I’ve heard stories of parents adopting children of a different race than they and taking the colorblind approach.  Sure, treat your kids like they grew under your heart and not just in it, I can support that.  Treating your kids like they’re no different from every other white kid in town, ignoring the fact that they ARE different, nope, that’s not cool with me.  It’s not cool because transracial families ARE different.  Not addressing the fact that they do look different ignores their feelings and tells them that a huge part of them isn’t worth discussing or celebrating.

Prong 2: Truth

Mom and Dad told me the truth.  Or as much as they could remember anyway!  Whenever I had a question, I knew Mom and Dad would answer as honestly as my maturity allowed.  Even when they didn’t have the answers, they acknowledged that I needed to know something.  They’ve never said, oh Angie don’t worry about that.  Or oh Angie, stop asking questions about that, it’s no big deal.  They didn’t make up stories either.  Whenever I’d ask if my birthmother loved me, Mom would say, yes, I know she did.  She wanted the best thing for you and letting you go to another family was the most amazing show of love she could give.  I know Mom truly believed that it was the truth.

Prong 3: Respect

That’s another thing I appreciate about my parents – they’ve always respected our birthmothers.  They never belittled our birthmothers’ decision to choose adoption for us.  Mom and Dad never said anything negative about their character, which let me, at least, imagine that my birthmother was a good person.  I can’t imagine feeling pressure from my parents to feel that my birthmother was somehow beneath us and our American ways.
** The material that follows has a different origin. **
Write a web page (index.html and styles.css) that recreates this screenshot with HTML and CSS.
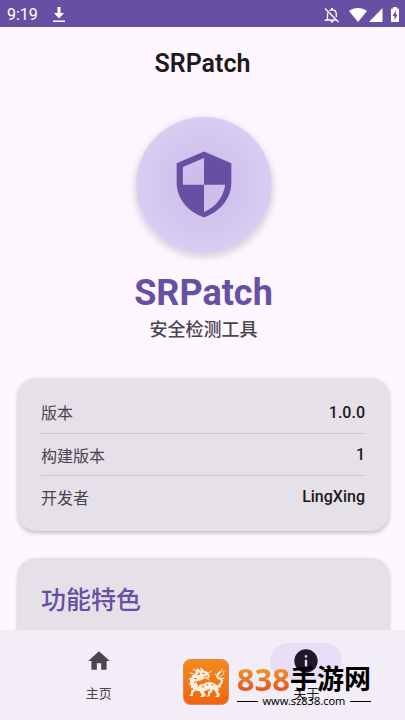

Ya know they also respected our culture.  Colombia has been trashed in the media for drugs and corruption.  And it’s true, there have been plenty of issues in Colombia, but that’s not what hits you when you step into the capital city’s mountain air.  Colombians are beautiful and gracious and just plain wonderful.  Mom and Dad tried to instill pride in Brother and I for our birthcountry.  A fun thing they did was purchase a Latin American cookbook so we could fix Colombian foods.  But they didn’t just do it for us, they truly loved the country that gave them their children.

I know other adoptees whose parents suggested that their birthcountry  should be forgotten, I know they’ve suffered from such pressure.  I hope for those parents that they can find a peace within themselves so their children have peace and pride in their story…

 

Now what would I change?

As far as my adoption story goes, I actually wouldn’t change anything about how I grew up.  That’s pretty awesome.  Aside from my adoption story, looking back, I wish they’d had been a little stricter.  Ha, no child has said that ever.  They probably should have made us do more chores.  Or at least do them without so much complaining.